* DIRECTIONS
Go through the material and write it all out exactly, minus the pictures.

——

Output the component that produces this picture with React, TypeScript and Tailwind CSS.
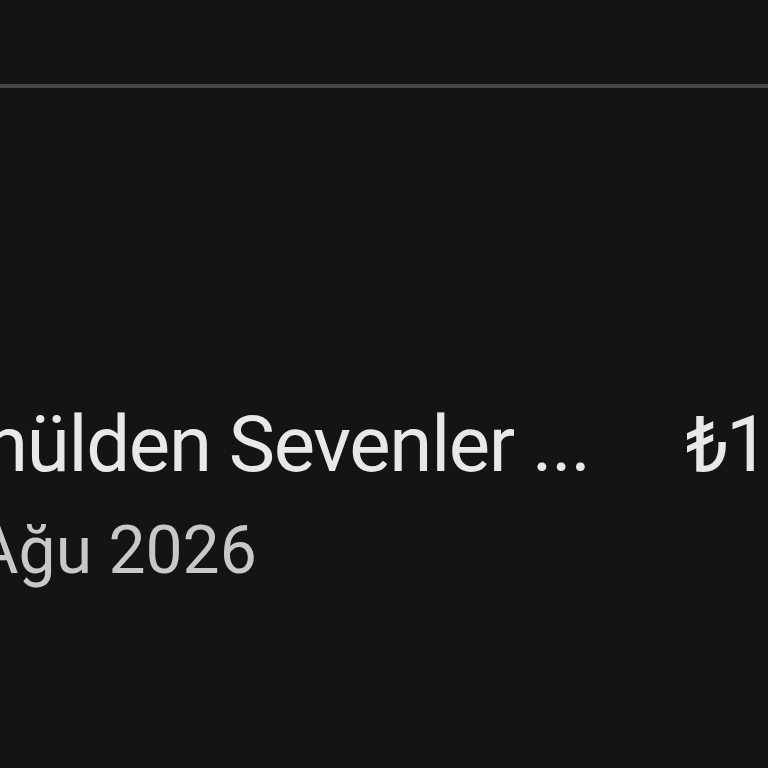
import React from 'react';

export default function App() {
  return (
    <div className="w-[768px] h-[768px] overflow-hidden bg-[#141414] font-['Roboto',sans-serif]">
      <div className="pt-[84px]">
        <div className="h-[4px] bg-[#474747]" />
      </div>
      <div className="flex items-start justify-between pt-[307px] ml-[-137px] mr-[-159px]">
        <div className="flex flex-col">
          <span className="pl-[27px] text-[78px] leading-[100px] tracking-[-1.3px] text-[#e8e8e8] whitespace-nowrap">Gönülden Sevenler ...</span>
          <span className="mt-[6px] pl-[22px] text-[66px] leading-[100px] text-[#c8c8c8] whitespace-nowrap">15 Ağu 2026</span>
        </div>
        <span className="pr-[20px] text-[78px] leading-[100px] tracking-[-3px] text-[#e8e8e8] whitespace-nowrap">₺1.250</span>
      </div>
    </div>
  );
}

——

* CORRECT ANSWER
Output the component that produces this picture with React, TypeScript and Tailwind CSS.
import React from 'react';

export default function App() {
  return (
    <div className="w-[768px] h-[768px] overflow-hidden bg-[#141414] font-['Roboto',sans-serif]">
      <div className="pt-[84px]">
        <div className="h-[4px] bg-[#474747]" />
      </div>
      <div className="flex items-start justify-between pt-[307px] ml-[-137px] mr-[-159px]">
        <div className="flex flex-col">
          <span className="pl-[27px] text-[78px] leading-[100px] tracking-[-1.3px] text-[#e8e8e8] whitespace-nowrap">Gönülden Sevenler ...</span>
          <span className="mt-[6px] pl-[22px] text-[66px] leading-[100px] text-[#c8c8c8] whitespace-nowrap">15 Ağu 2026</span>
        </div>
        <span className="pr-[20px] text-[78px] leading-[100px] tracking-[-3px] text-[#e8e8e8] whitespace-nowrap">₺1.250</span>
      </div>
    </div>
  );
}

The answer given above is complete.